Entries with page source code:
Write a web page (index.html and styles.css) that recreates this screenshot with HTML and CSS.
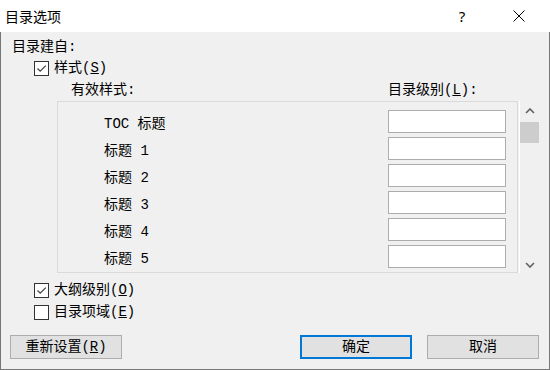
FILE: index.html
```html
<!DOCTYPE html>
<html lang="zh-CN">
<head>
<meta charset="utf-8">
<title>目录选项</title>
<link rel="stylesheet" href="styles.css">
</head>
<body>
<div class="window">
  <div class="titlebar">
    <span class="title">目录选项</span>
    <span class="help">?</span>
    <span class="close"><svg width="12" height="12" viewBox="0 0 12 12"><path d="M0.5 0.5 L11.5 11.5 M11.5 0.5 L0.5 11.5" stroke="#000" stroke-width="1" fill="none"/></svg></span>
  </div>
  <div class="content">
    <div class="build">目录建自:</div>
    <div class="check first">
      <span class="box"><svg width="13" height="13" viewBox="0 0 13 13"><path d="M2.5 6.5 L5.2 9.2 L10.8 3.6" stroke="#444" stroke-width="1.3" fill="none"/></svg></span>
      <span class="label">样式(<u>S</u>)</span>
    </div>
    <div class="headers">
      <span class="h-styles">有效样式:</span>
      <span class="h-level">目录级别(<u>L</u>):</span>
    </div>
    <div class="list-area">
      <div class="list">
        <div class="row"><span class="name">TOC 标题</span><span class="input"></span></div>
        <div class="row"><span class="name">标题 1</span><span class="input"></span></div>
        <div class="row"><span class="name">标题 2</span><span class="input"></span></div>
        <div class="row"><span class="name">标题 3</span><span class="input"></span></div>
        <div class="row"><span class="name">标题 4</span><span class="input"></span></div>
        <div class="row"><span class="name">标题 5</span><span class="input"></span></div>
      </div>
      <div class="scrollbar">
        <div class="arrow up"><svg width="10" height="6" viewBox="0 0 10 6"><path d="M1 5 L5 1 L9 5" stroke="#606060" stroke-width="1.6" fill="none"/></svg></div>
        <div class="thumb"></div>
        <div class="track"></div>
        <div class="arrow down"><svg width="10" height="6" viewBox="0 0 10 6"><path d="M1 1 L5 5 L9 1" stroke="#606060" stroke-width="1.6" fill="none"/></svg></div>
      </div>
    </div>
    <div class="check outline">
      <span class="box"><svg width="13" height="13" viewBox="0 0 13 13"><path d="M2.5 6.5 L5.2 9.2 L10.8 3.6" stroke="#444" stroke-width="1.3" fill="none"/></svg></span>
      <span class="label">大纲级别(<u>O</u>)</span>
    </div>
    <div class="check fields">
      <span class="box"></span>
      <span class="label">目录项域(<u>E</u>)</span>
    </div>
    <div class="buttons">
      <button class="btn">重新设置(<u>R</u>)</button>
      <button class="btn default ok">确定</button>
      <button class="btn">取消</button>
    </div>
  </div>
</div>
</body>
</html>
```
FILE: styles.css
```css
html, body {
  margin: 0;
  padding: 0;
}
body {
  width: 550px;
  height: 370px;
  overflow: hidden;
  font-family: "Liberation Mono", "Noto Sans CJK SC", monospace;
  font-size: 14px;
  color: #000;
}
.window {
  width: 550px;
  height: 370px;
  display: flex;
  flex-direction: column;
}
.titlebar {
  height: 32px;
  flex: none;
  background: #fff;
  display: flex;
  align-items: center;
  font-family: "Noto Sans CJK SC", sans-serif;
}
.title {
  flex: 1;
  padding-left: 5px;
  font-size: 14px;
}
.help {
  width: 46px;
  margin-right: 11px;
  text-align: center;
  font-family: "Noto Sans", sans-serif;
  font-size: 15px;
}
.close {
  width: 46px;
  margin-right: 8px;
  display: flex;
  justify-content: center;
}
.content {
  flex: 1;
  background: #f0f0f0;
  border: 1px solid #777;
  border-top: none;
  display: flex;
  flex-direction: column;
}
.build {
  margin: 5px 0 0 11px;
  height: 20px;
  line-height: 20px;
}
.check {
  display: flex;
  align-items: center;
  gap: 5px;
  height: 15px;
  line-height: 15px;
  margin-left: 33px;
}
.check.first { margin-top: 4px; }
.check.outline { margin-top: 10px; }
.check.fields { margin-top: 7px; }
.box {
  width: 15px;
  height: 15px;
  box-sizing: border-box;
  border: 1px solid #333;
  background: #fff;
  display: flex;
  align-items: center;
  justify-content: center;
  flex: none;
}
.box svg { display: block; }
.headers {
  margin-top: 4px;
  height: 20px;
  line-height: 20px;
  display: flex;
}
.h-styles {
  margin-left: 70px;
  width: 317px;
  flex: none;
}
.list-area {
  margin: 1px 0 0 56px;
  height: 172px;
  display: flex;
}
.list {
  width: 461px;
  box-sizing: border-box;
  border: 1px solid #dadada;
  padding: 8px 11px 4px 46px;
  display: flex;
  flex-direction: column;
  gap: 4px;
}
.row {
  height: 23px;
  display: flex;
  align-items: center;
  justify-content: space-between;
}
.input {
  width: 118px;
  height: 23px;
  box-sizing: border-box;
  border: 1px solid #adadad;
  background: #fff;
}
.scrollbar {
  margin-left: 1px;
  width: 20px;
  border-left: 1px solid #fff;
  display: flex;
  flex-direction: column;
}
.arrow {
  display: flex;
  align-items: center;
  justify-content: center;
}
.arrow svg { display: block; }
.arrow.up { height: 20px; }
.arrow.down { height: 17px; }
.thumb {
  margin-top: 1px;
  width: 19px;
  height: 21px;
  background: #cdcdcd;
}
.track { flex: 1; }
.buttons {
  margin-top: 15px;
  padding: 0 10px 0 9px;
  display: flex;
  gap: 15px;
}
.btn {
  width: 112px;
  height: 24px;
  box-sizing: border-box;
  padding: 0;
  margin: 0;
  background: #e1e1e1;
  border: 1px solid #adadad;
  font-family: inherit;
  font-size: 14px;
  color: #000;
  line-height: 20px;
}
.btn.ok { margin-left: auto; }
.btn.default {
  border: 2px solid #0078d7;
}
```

* * *

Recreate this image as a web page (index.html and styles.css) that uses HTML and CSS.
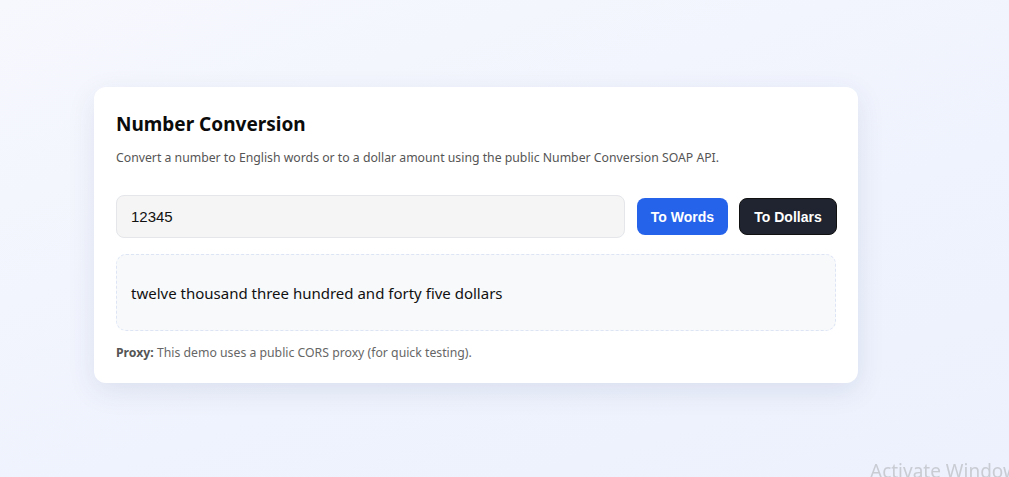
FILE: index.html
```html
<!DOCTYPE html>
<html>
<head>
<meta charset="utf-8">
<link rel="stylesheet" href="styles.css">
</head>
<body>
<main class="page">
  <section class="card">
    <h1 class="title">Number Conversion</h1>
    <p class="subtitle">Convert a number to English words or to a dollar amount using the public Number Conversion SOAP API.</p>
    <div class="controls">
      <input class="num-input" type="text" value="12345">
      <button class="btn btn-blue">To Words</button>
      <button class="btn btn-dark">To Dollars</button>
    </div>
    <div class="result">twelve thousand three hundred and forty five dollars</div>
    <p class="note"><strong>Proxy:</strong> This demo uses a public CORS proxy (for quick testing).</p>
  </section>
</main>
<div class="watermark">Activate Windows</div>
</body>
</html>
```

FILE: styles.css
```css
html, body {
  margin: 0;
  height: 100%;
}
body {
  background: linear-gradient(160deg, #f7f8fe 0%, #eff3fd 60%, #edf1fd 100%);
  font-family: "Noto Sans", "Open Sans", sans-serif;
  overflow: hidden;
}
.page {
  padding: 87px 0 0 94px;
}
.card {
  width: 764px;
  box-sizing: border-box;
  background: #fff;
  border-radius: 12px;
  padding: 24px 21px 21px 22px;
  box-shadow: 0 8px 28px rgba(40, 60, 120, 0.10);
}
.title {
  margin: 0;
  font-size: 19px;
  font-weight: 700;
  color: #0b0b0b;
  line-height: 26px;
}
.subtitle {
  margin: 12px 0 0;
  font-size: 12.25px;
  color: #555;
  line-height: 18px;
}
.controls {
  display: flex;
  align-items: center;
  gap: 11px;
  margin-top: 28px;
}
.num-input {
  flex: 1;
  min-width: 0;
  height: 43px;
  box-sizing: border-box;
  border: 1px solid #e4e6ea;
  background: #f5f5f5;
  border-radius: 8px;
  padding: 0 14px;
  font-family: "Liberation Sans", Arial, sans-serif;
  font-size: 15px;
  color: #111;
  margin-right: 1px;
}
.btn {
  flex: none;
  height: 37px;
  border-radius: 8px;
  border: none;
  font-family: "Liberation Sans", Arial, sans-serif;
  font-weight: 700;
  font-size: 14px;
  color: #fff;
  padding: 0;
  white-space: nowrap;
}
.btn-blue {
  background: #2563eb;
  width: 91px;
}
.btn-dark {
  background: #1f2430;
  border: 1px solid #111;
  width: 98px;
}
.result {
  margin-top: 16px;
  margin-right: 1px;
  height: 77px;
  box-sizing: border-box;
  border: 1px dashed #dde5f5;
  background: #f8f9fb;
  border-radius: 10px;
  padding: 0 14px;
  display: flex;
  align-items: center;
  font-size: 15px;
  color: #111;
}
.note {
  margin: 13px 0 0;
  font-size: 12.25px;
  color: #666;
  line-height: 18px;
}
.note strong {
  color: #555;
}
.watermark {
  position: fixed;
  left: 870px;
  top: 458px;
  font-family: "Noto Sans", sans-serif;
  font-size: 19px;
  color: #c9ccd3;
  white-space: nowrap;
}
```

Instruction: List the lines of the material in which the word "uses" occurs.

Correct output:
Recreate this image as a web page (index.html and styles.css) that uses HTML and CSS.
    <p class="note"><strong>Proxy:</strong> This demo uses a public CORS proxy (for quick testing).</p>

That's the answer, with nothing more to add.